╭──

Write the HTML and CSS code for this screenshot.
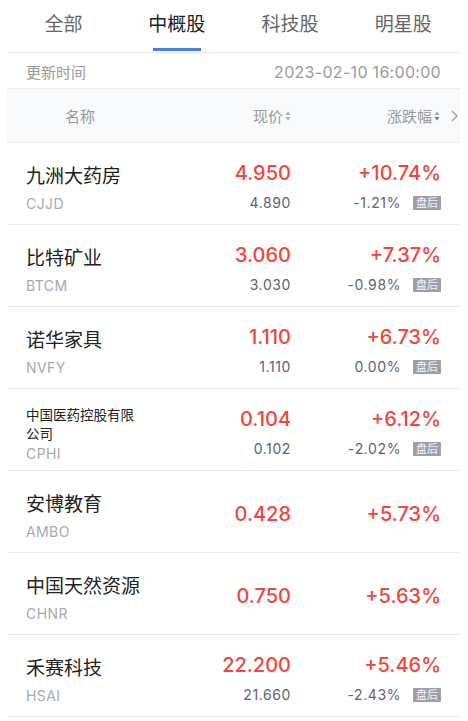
FILE: index.html
```html
<!DOCTYPE html>
<html lang="zh-CN">
  <head>
    <meta charset="UTF-8" />
    <meta name="viewport" content="width=device-width, initial-scale=1.0" />
    <title>中概股</title>
    <link rel="stylesheet" href="styles.css">
  </head>
  <body>
    <div class="page">
      <div class="tabs">
        <div class="tab">全部</div>
        <div class="tab active">中概股</div>
        <div class="tab">科技股</div>
        <div class="tab">明星股</div>
      </div>

      <div class="update">
        <span>更新时间</span>
        <span class="update-time">2023-02-10 16:00:00</span>
      </div>

      <div class="thead">
        <div class="th-name">名称</div>
        <div class="th-num">
          现价
          <svg class="sort" width="6" height="10" viewBox="0 0 6 10">
            <path d="M3 0.5 L5.6 4 L0.4 4 Z" fill="#a9a9b0" />
            <path d="M3 9.5 L5.6 6 L0.4 6 Z" fill="#a9a9b0" />
          </svg>
        </div>
        <div class="th-num">
          涨跌幅
          <svg class="sort" width="6" height="10" viewBox="0 0 6 10">
            <path d="M3 0.5 L5.6 4 L0.4 4 Z" fill="#a9a9b0" />
            <path d="M3 9.5 L5.6 6 L0.4 6 Z" fill="#4a7fe0" />
          </svg>
          <svg class="more" width="7" height="12" viewBox="0 0 7 12">
            <polyline points="1,1 6,6 1,11" fill="none" stroke="#9a9aa0" stroke-width="1.2" />
          </svg>
        </div>
      </div>

      <div class="row">
        <div class="cell-name">
          <div class="name">九洲大药房</div>
          <div class="code">CJJD</div>
        </div>
        <div class="cell-num">
          <div class="price">4.950</div>
          <div class="sub">4.890</div>
        </div>
        <div class="cell-num">
          <div class="price">+10.74%</div>
          <div class="sub">-1.21%<span class="badge">盘后</span></div>
        </div>
      </div>

      <div class="row">
        <div class="cell-name">
          <div class="name">比特矿业</div>
          <div class="code">BTCM</div>
        </div>
        <div class="cell-num">
          <div class="price">3.060</div>
          <div class="sub">3.030</div>
        </div>
        <div class="cell-num">
          <div class="price">+7.37%</div>
          <div class="sub">-0.98%<span class="badge">盘后</span></div>
        </div>
      </div>

      <div class="row">
        <div class="cell-name">
          <div class="name">诺华家具</div>
          <div class="code">NVFY</div>
        </div>
        <div class="cell-num">
          <div class="price">1.110</div>
          <div class="sub">1.110</div>
        </div>
        <div class="cell-num">
          <div class="price">+6.73%</div>
          <div class="sub">0.00%<span class="badge">盘后</span></div>
        </div>
      </div>

      <div class="row">
        <div class="cell-name long">
          <div class="name">中国医药控股有限公司</div>
          <div class="code">CPHI</div>
        </div>
        <div class="cell-num">
          <div class="price">0.104</div>
          <div class="sub">0.102</div>
        </div>
        <div class="cell-num">
          <div class="price">+6.12%</div>
          <div class="sub">-2.02%<span class="badge">盘后</span></div>
        </div>
      </div>

      <div class="row">
        <div class="cell-name">
          <div class="name">安博教育</div>
          <div class="code">AMBO</div>
        </div>
        <div class="cell-num">
          <div class="price">0.428</div>
        </div>
        <div class="cell-num">
          <div class="price">+5.73%</div>
        </div>
      </div>

      <div class="row">
        <div class="cell-name">
          <div class="name">中国天然资源</div>
          <div class="code">CHNR</div>
        </div>
        <div class="cell-num">
          <div class="price">0.750</div>
        </div>
        <div class="cell-num">
          <div class="price">+5.63%</div>
        </div>
      </div>

      <div class="row">
        <div class="cell-name">
          <div class="name">禾赛科技</div>
          <div class="code">HSAI</div>
        </div>
        <div class="cell-num">
          <div class="price">22.200</div>
          <div class="sub">21.660</div>
        </div>
        <div class="cell-num">
          <div class="price">+5.46%</div>
          <div class="sub">-2.43%<span class="badge">盘后</span></div>
        </div>
      </div>
    </div>
  </body>
</html>
```

FILE: styles.css
```css
* {
  box-sizing: border-box;
}
body {
  margin: 0;
  background: #fff;
  font-family: Inter, "Noto Sans CJK SC", sans-serif;
  color: #222;
}
.page {
  margin: 0 8px 0 7px;
}
.tabs {
  display: flex;
  height: 53px;
  border-bottom: 1px solid #ececec;
}
.tab {
  flex: 1;
  display: flex;
  flex-direction: column;
  align-items: center;
  padding-top: 11px;
  font-size: 19px;
  line-height: 28px;
  color: #666;
}
.tab.active {
  color: #222;
}
.tab.active::after {
  content: "";
  width: 48px;
  height: 3px;
  margin-top: 9px;
  background: #4a7fe0;
}
.update {
  display: flex;
  justify-content: space-between;
  align-items: center;
  height: 36px;
  padding: 2px 19px 0;
  border-bottom: 1px solid #ececec;
  font-size: 15px;
  color: #9a9a9a;
}
.update-time {
  font-size: 16px;
  letter-spacing: 0.3px;
}
.thead,
.row {
  display: grid;
  grid-template-columns: 1fr 100px 150px;
  align-items: center;
  padding: 0 19px;
  border-bottom: 1px solid #ececec;
}
.thead {
  height: 54px;
  background: #f8f9fb;
  font-size: 15px;
  color: #999;
}
.th-name {
  padding-left: 39px;
}
.th-num {
  display: flex;
  justify-content: flex-end;
  align-items: center;
}
.sort {
  margin-left: 2px;
}
.more {
  margin-left: 11px;
  margin-right: -17px;
}
.row {
  height: 82px;
}
.cell-name {
  display: flex;
  flex-direction: column;
  padding-top: 10px;
}
.name {
  font-size: 19px;
  line-height: 26px;
  color: #222;
}
.code {
  margin-top: 4px;
  font-size: 14px;
  line-height: 20px;
  color: #a9a9ae;
  letter-spacing: 0.4px;
}
.cell-name.long .name {
  max-width: 110px;
  font-size: 13.5px;
  line-height: 19px;
}
.cell-name.long .code {
  margin-top: 0;
}
.cell-num {
  display: flex;
  flex-direction: column;
  align-items: flex-end;
  padding-top: 5px;
}
.price {
  font-size: 20px;
  line-height: 26px;
  font-weight: 500;
  color: #f0463b;
}
.sub {
  display: flex;
  align-items: center;
  margin-top: 7px;
  font-size: 14px;
  line-height: 20px;
  letter-spacing: 0.6px;
  color: #5b6377;
}
.badge {
  margin-left: 12px;
  padding: 0 3px;
  font-size: 11px;
  line-height: 14px;
  letter-spacing: 0;
  background: #9d9dab;
  color: #f4f4f8;
  border-radius: 1px;
}
```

╰──

= Request =
Go through the data above and transcribe it in full, omitting any image.

= Reply =
Write the HTML and CSS code for this screenshot.
FILE: index.html
```html
<!DOCTYPE html>
<html lang="zh-CN">
  <head>
    <meta charset="UTF-8" />
    <meta name="viewport" content="width=device-width, initial-scale=1.0" />
    <title>中概股</title>
    <link rel="stylesheet" href="styles.css">
  </head>
  <body>
    <div class="page">
      <div class="tabs">
        <div class="tab">全部</div>
        <div class="tab active">中概股</div>
        <div class="tab">科技股</div>
        <div class="tab">明星股</div>
      </div>

      <div class="update">
        <span>更新时间</span>
        <span class="update-time">2023-02-10 16:00:00</span>
      </div>

      <div class="thead">
        <div class="th-name">名称</div>
        <div class="th-num">
          现价
          <svg class="sort" width="6" height="10" viewBox="0 0 6 10">
            <path d="M3 0.5 L5.6 4 L0.4 4 Z" fill="#a9a9b0" />
            <path d="M3 9.5 L5.6 6 L0.4 6 Z" fill="#a9a9b0" />
          </svg>
        </div>
        <div class="th-num">
          涨跌幅
          <svg class="sort" width="6" height="10" viewBox="0 0 6 10">
            <path d="M3 0.5 L5.6 4 L0.4 4 Z" fill="#a9a9b0" />
            <path d="M3 9.5 L5.6 6 L0.4 6 Z" fill="#4a7fe0" />
          </svg>
          <svg class="more" width="7" height="12" viewBox="0 0 7 12">
            <polyline points="1,1 6,6 1,11" fill="none" stroke="#9a9aa0" stroke-width="1.2" />
          </svg>
        </div>
      </div>

      <div class="row">
        <div class="cell-name">
          <div class="name">九洲大药房</div>
          <div class="code">CJJD</div>
        </div>
        <div class="cell-num">
          <div class="price">4.950</div>
          <div class="sub">4.890</div>
        </div>
        <div class="cell-num">
          <div class="price">+10.74%</div>
          <div class="sub">-1.21%<span class="badge">盘后</span></div>
        </div>
      </div>

      <div class="row">
        <div class="cell-name">
          <div class="name">比特矿业</div>
          <div class="code">BTCM</div>
        </div>
        <div class="cell-num">
          <div class="price">3.060</div>
          <div class="sub">3.030</div>
        </div>
        <div class="cell-num">
          <div class="price">+7.37%</div>
          <div class="sub">-0.98%<span class="badge">盘后</span></div>
        </div>
      </div>

      <div class="row">
        <div class="cell-name">
          <div class="name">诺华家具</div>
          <div class="code">NVFY</div>
        </div>
        <div class="cell-num">
          <div class="price">1.110</div>
          <div class="sub">1.110</div>
        </div>
        <div class="cell-num">
          <div class="price">+6.73%</div>
          <div class="sub">0.00%<span class="badge">盘后</span></div>
        </div>
      </div>

      <div class="row">
        <div class="cell-name long">
          <div class="name">中国医药控股有限公司</div>
          <div class="code">CPHI</div>
        </div>
        <div class="cell-num">
          <div class="price">0.104</div>
          <div class="sub">0.102</div>
        </div>
        <div class="cell-num">
          <div class="price">+6.12%</div>
          <div class="sub">-2.02%<span class="badge">盘后</span></div>
        </div>
      </div>

      <div class="row">
        <div class="cell-name">
          <div class="name">安博教育</div>
          <div class="code">AMBO</div>
        </div>
        <div class="cell-num">
          <div class="price">0.428</div>
        </div>
        <div class="cell-num">
          <div class="price">+5.73%</div>
        </div>
      </div>

      <div class="row">
        <div class="cell-name">
          <div class="name">中国天然资源</div>
          <div class="code">CHNR</div>
        </div>
        <div class="cell-num">
          <div class="price">0.750</div>
        </div>
        <div class="cell-num">
          <div class="price">+5.63%</div>
        </div>
      </div>

      <div class="row">
        <div class="cell-name">
          <div class="name">禾赛科技</div>
          <div class="code">HSAI</div>
        </div>
        <div class="cell-num">
          <div class="price">22.200</div>
          <div class="sub">21.660</div>
        </div>
        <div class="cell-num">
          <div class="price">+5.46%</div>
          <div class="sub">-2.43%<span class="badge">盘后</span></div>
        </div>
      </div>
    </div>
  </body>
</html>
```

FILE: styles.css
```css
* {
  box-sizing: border-box;
}
body {
  margin: 0;
  background: #fff;
  font-family: Inter, "Noto Sans CJK SC", sans-serif;
  color: #222;
}
.page {
  margin: 0 8px 0 7px;
}
.tabs {
  display: flex;
  height: 53px;
  border-bottom: 1px solid #ececec;
}
.tab {
  flex: 1;
  display: flex;
  flex-direction: column;
  align-items: center;
  padding-top: 11px;
  font-size: 19px;
  line-height: 28px;
  color: #666;
}
.tab.active {
  color: #222;
}
.tab.active::after {
  content: "";
  width: 48px;
  height: 3px;
  margin-top: 9px;
  background: #4a7fe0;
}
.update {
  display: flex;
  justify-content: space-between;
  align-items: center;
  height: 36px;
  padding: 2px 19px 0;
  border-bottom: 1px solid #ececec;
  font-size: 15px;
  color: #9a9a9a;
}
.update-time {
  font-size: 16px;
  letter-spacing: 0.3px;
}
.thead,
.row {
  display: grid;
  grid-template-columns: 1fr 100px 150px;
  align-items: center;
  padding: 0 19px;
  border-bottom: 1px solid #ececec;
}
.thead {
  height: 54px;
  background: #f8f9fb;
  font-size: 15px;
  color: #999;
}
.th-name {
  padding-left: 39px;
}
.th-num {
  display: flex;
  justify-content: flex-end;
  align-items: center;
}
.sort {
  margin-left: 2px;
}
.more {
  margin-left: 11px;
  margin-right: -17px;
}
.row {
  height: 82px;
}
.cell-name {
  display: flex;
  flex-direction: column;
  padding-top: 10px;
}
.name {
  font-size: 19px;
  line-height: 26px;
  color: #222;
}
.code {
  margin-top: 4px;
  font-size: 14px;
  line-height: 20px;
  color: #a9a9ae;
  letter-spacing: 0.4px;
}
.cell-name.long .name {
  max-width: 110px;
  font-size: 13.5px;
  line-height: 19px;
}
.cell-name.long .code {
  margin-top: 0;
}
.cell-num {
  display: flex;
  flex-direction: column;
  align-items: flex-end;
  padding-top: 5px;
}
.price {
  font-size: 20px;
  line-height: 26px;
  font-weight: 500;
  color: #f0463b;
}
.sub {
  display: flex;
  align-items: center;
  margin-top: 7px;
  font-size: 14px;
  line-height: 20px;
  letter-spacing: 0.6px;
  color: #5b6377;
}
.badge {
  margin-left: 12px;
  padding: 0 3px;
  font-size: 11px;
  line-height: 14px;
  letter-spacing: 0;
  background: #9d9dab;
  color: #f4f4f8;
  border-radius: 1px;
}
```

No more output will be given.